Sementara, Doni Koesoema menjelaskan kaitan praktik kekuasaan dalam proses pendidikan karakter. Alumnus STF Driyakaya dan Universitas Gregoriana, Roma tersebut menjelaskan bahwa sebenarnya praktik pendidikan karakter juga tidak bebas dari kekuasaan kelompok tertentu. Berbagai etika, standar perilaku yang baik atau yang buruk, standar moralitas, semua diciptakan kelompok tertentu dan dipaksakan untuk menjadi standar yang harus dipatuhi oleh semua orang.

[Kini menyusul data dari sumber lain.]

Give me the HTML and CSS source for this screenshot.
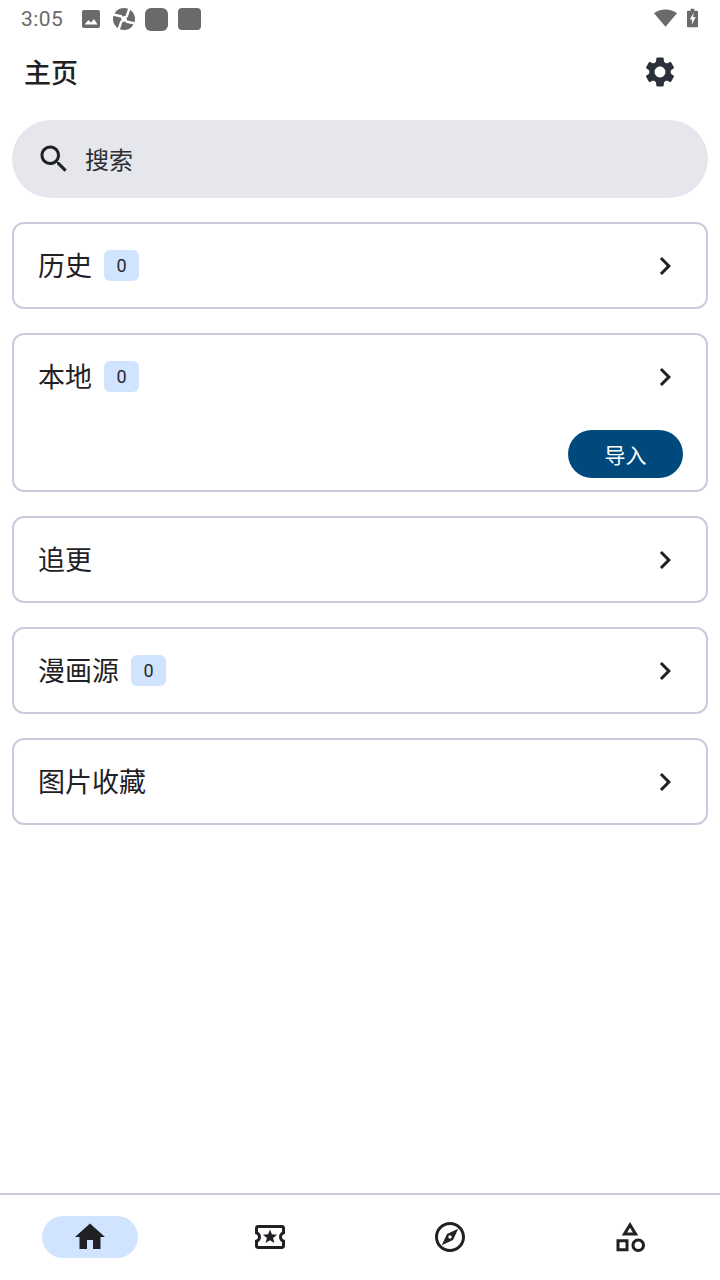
FILE: index.html
```html
<!doctype html>
<html lang="zh-CN">
	<head>
		<meta charset="utf-8">
		<title>主页</title>
		<link rel="stylesheet" href="styles.css">
	</head>
	<body>
		<div class="statusbar">
			<span class="clock">3:05</span>
			<svg class="st-icon st-image" viewBox="0 0 18 18"><rect width="18" height="18" rx="2" fill="#6a6a6a"/><path d="M2.500 14.500l4-4.500 2.500 2.500 3-3.500 3.500 5.500z" fill="#fff"/></svg>
			<svg class="st-icon st-app" viewBox="0 0 22 22"><circle cx="11" cy="11" r="11" fill="#6a6a6a"/><path d="M0 6.500L9 8.500M16.500 0L13.500 9M22 15.500L13 13.500M5.500 22L8.500 13" fill="none" stroke="#fff" stroke-width="2.400"/><path d="M8 8.500L13.500 8 14 13.500 8.500 14z" fill="#fff"/></svg>
			<span class="st-square st-square-a"></span>
			<span class="st-square st-square-b"></span>
			<span class="st-spacer"></span>
			<svg class="st-wifi" viewBox="0 0 24 18"><path d="M12 18L0 4C3 1.500 7 0 12 0s9 1.500 12 4z" fill="#6a6a6a"/></svg>
			<svg class="st-batt" viewBox="0 0 12 20"><path d="M4 0h4v2h3a1 1 0 0 1 1 1v16a1 1 0 0 1-1 1H1a1 1 0 0 1-1-1V3a1 1 0 0 1 1-1h3z" fill="#6a6a6a"/><path d="M7.500 4L3 11.500H5.500V17L9.500 9H6.500z" fill="#fff"/></svg>
		</div>

		<div class="appbar">
			<h1>主页</h1>
			<svg class="icon gear" viewBox="0 0 24 24"><path d="M19.140 12.940c.04-.3.06-.61.06-.94 0-.32-.02-.64-.07-.94l2.030-1.580c.18-.14.23-.41.12-.61l-1.920-3.320c-.12-.22-.37-.29-.59-.22l-2.390.96c-.5-.38-1.030-.7-1.620-.94l-.36-2.540c-.04-.24-.24-.41-.48-.41h-3.840c-.24 0-.43.17-.47.41l-.36 2.540c-.59.24-1.130.57-1.620.94l-2.390-.96c-.22-.08-.47 0-.59.22L2.740 8.870c-.12.21-.08.47.12.61l2.030 1.580c-.05.3-.09.63-.09.94s.02.64.07.94l-2.030 1.580c-.18.14-.23.41-.12.61l1.920 3.320c.12.22.37.29.59.22l2.390-.96c.5.38 1.030.7 1.620.94l.36 2.540c.05.24.24.41.48.41h3.840c.24 0 .44-.17.47-.41l.36-2.540c.59-.24 1.130-.56 1.620-.94l2.390.96c.22.08.47 0 .59-.22l1.920-3.320c.12-.22.07-.47-.12-.61l-2.010-1.580zM12 15.600c-1.980 0-3.600-1.620-3.600-3.600s1.620-3.600 3.600-3.600 3.600 1.620 3.600 3.600-1.620 3.600-3.600 3.600z"/></svg>
		</div>

		<div class="content">
			<div class="search">
				<svg class="icon" viewBox="0 0 24 24"><path d="M15.500 14h-.79l-.28-.27C15.410 12.590 16 11.110 16 9.500 16 5.910 13.090 3 9.500 3S3 5.910 3 9.500 5.910 16 9.500 16c1.610 0 3.090-.59 4.230-1.570l.27.28v.79l5 4.990L20.490 19l-4.990-5zm-6 0C7.010 14 5 11.990 5 9.500S7.010 5 9.500 5 14 7.010 14 9.500 11.990 14 9.500 14z"/></svg>
				<span class="search-text">搜索</span>
			</div>

			<div class="card">
				<div class="card-row">
					<span class="card-title">历史</span>
					<span class="badge">0</span>
					<svg class="icon chevron" viewBox="0 0 24 24"><path d="M10 6L8.590 7.410 13.170 12l-4.580 4.590L10 18l6-6z"/></svg>
				</div>
			</div>

			<div class="card">
				<div class="card-row">
					<span class="card-title">本地</span>
					<span class="badge">0</span>
					<svg class="icon chevron" viewBox="0 0 24 24"><path d="M10 6L8.590 7.410 13.170 12l-4.580 4.590L10 18l6-6z"/></svg>
				</div>
				<div class="card-actions">
					<button class="btn">导入</button>
				</div>
			</div>

			<div class="card">
				<div class="card-row">
					<span class="card-title">追更</span>
					<svg class="icon chevron" viewBox="0 0 24 24"><path d="M10 6L8.590 7.410 13.170 12l-4.580 4.590L10 18l6-6z"/></svg>
				</div>
			</div>

			<div class="card">
				<div class="card-row">
					<span class="card-title">漫画源</span>
					<span class="badge">0</span>
					<svg class="icon chevron" viewBox="0 0 24 24"><path d="M10 6L8.590 7.410 13.170 12l-4.580 4.590L10 18l6-6z"/></svg>
				</div>
			</div>

			<div class="card">
				<div class="card-row">
					<span class="card-title">图片收藏</span>
					<svg class="icon chevron" viewBox="0 0 24 24"><path d="M10 6L8.590 7.410 13.170 12l-4.580 4.590L10 18l6-6z"/></svg>
				</div>
			</div>
		</div>

		<div class="navbar">
			<div class="nav-item">
				<div class="nav-pill active">
					<svg class="icon" viewBox="0 0 24 24"><path d="M10 20v-6h4v6h5v-8h3L12 3 2 12h3v8z"/></svg>
				</div>
			</div>
			<div class="nav-item">
				<div class="nav-pill">
					<svg class="icon" viewBox="0 0 24 24"><path d="M22 10V6c0-1.110-.9-2-2-2H4c-1.100 0-1.990.89-1.990 2v4c1.100 0 1.990.9 1.990 2s-.89 2-2 2v4c0 1.100.9 2 2 2h16c1.100 0 2-.9 2-2v-4c-1.100 0-2-.9-2-2s.9-2 2-2zm-2-1.460c-1.190.69-2 1.990-2 3.460s.81 2.770 2 3.460V18H4v-2.540c1.190-.69 2-1.990 2-3.460 0-1.480-.8-2.770-1.990-3.460L4 6h16v2.540zM9.070 16L12 14.120 14.930 16l-.89-3.360 2.690-2.200-3.470-.21L12 7l-1.270 3.220-3.470.2 2.690 2.200z"/></svg>
				</div>
			</div>
			<div class="nav-item">
				<div class="nav-pill">
					<svg class="icon" viewBox="0 0 24 24"><path d="M12 2C6.480 2 2 6.480 2 12s4.480 10 10 10 10-4.480 10-10S17.520 2 12 2zm0 18c-4.410 0-8-3.590-8-8s3.590-8 8-8 8 3.590 8 8-3.590 8-8 8zm-5.500-2.500l7.510-3.490L17.500 6.500 9.990 9.990 6.500 17.500zm5.500-6.600c.61 0 1.100.49 1.100 1.100s-.49 1.100-1.100 1.100-1.100-.49-1.100-1.100.49-1.100 1.100-1.100z"/></svg>
				</div>
			</div>
			<div class="nav-item">
				<div class="nav-pill">
					<svg class="icon" viewBox="0 0 24 24"><path d="M12 2l-5.500 9h11L12 2zm0 3.840L13.930 9h-3.870L12 5.840zM17.500 13c-2.490 0-4.500 2.010-4.500 4.500s2.010 4.500 4.500 4.500 4.500-2.010 4.500-4.500-2.010-4.500-4.500-4.500zm0 7c-1.380 0-2.500-1.120-2.500-2.500s1.120-2.500 2.500-2.500 2.500 1.120 2.500 2.500-1.120 2.500-2.500 2.500zM3 21.500h8v-8H3v8zm2-6h4v4H5v-4z"/></svg>
				</div>
			</div>
		</div>
	</body>
</html>
```

FILE: styles.css
```css
html, body
{
	height: 100%;
}

body
{
	margin: 0;
	display: flex;
	flex-direction: column;
	height: 1280px;
	overflow: hidden;
	color: #1f2124;
	background-color: #fff;
	font-family: "Noto Sans CJK SC", "Noto Sans", sans-serif;
}

.icon
{
	display: block;
	width: 36px;
	height: 36px;
	flex: none;
	fill: #1f2124;
}

/* status bar */
.statusbar
{
	display: flex;
	align-items: center;
	height: 38px;
	padding: 0 22px 0 21px;
	box-sizing: border-box;
}

.clock
{
	font-family: Roboto, sans-serif;
	font-size: 21px;
	color: #6a6a6a;
	letter-spacing: 0.4px;
	width: 61px;
}

.st-icon
{
	flex: none;
	display: block;
}

.st-image
{
	width: 18px;
	height: 18px;
}

.st-app
{
	width: 22px;
	height: 22px;
	margin-left: 13px;
}

.st-square
{
	display: block;
	background-color: #6a6a6a;
}

.st-square-a
{
	width: 23px;
	height: 23px;
	border-radius: 6px;
	margin-left: 10px;
}

.st-square-b
{
	width: 23px;
	height: 22px;
	border-radius: 4px;
	margin-left: 10px;
}

.st-spacer
{
	flex: 1;
}

.st-wifi
{
	display: block;
	width: 23px;
	height: 18px;
	margin-bottom: 2px;
}

.st-batt
{
	display: block;
	width: 11px;
	height: 20px;
	margin-left: 10px;
	margin-bottom: 2px;
}

/* top bar */
.appbar
{
	display: flex;
	align-items: center;
	justify-content: space-between;
	height: 68px;
	padding: 0 42px 0 24px;
}

.appbar h1
{
	margin: 0;
	font-size: 27px;
	font-weight: 500;
	line-height: 38px;
}

.gear
{
	fill: #2a313b;
}

/* list */
.content
{
	flex: 1;
	display: flex;
	flex-direction: column;
	gap: 24px;
	padding: 14px 12px 0;
}

.search
{
	display: flex;
	align-items: center;
	gap: 13px;
	height: 78px;
	padding: 0 24px;
	border-radius: 39px;
	background-color: #e5e7ec;
	font-size: 24px;
	color: #2b2e32;
}

.search-text
{
	padding-bottom: 2px;
}

.card
{
	border: 2px solid #c8ccdc;
	border-radius: 12px;
	padding: 0 23px 0 24px;
}

.card-row
{
	display: flex;
	align-items: center;
	height: 83px;
}

.card-title
{
	font-size: 27px;
	line-height: 38px;
	padding-bottom: 2px;
}

.badge
{
	width: 35px;
	height: 31px;
	margin-left: 12px;
	border-radius: 6px;
	background-color: #d1e4ff;
	font-family: Roboto, sans-serif;
	font-size: 18px;
	line-height: 31px;
	text-align: center;
	color: #26282b;
}

.chevron
{
	margin-left: auto;
}

.card-actions
{
	display: flex;
	justify-content: flex-end;
	margin-top: 12px;
	padding-bottom: 12px;
}

.btn
{
	width: 115px;
	height: 48px;
	border: 0;
	padding: 0;
	border-radius: 24px;
	background-color: #00497d;
	color: #fff;
	font-family: inherit;
	font-size: 21px;
}

/* bottom nav */
.navbar
{
	display: flex;
	height: 87px;
	border-top: 2px solid #c8ccdc;
	box-sizing: border-box;
}

.nav-item
{
	flex: 1;
	display: flex;
	justify-content: center;
	padding-top: 21px;
}

.nav-pill
{
	display: flex;
	align-items: center;
	justify-content: center;
	width: 96px;
	height: 42px;
	border-radius: 21px;
}

.nav-pill.active
{
	background-color: #d1e4ff;
}
```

Doni tidak menampik adanya standar yang bersifat relatif. Ada yang diyakini sebagai perilaku yang baik oleh seorang individu belum tentu juga menjadi standar yang baik untuk orang lain. Baik-buruk bersifat relatif. Bila relativitas tersebut tidak dikendalikan, maka yang terjadi adalah chaos atau kekacauan karena semua individu berusaha memaksakan keyakinan kebenarannya. Untuk itu, individu harus memiliki sebuah pemahaman mengapa perilaku tertentu dipandang sebagai “konsensus” yang ditaati sebagian besar individu. Individu juga perlu menyadari dampak yang ditimbulkan bila segelintir orang berusaha “menerabas” standar relatif tersebut.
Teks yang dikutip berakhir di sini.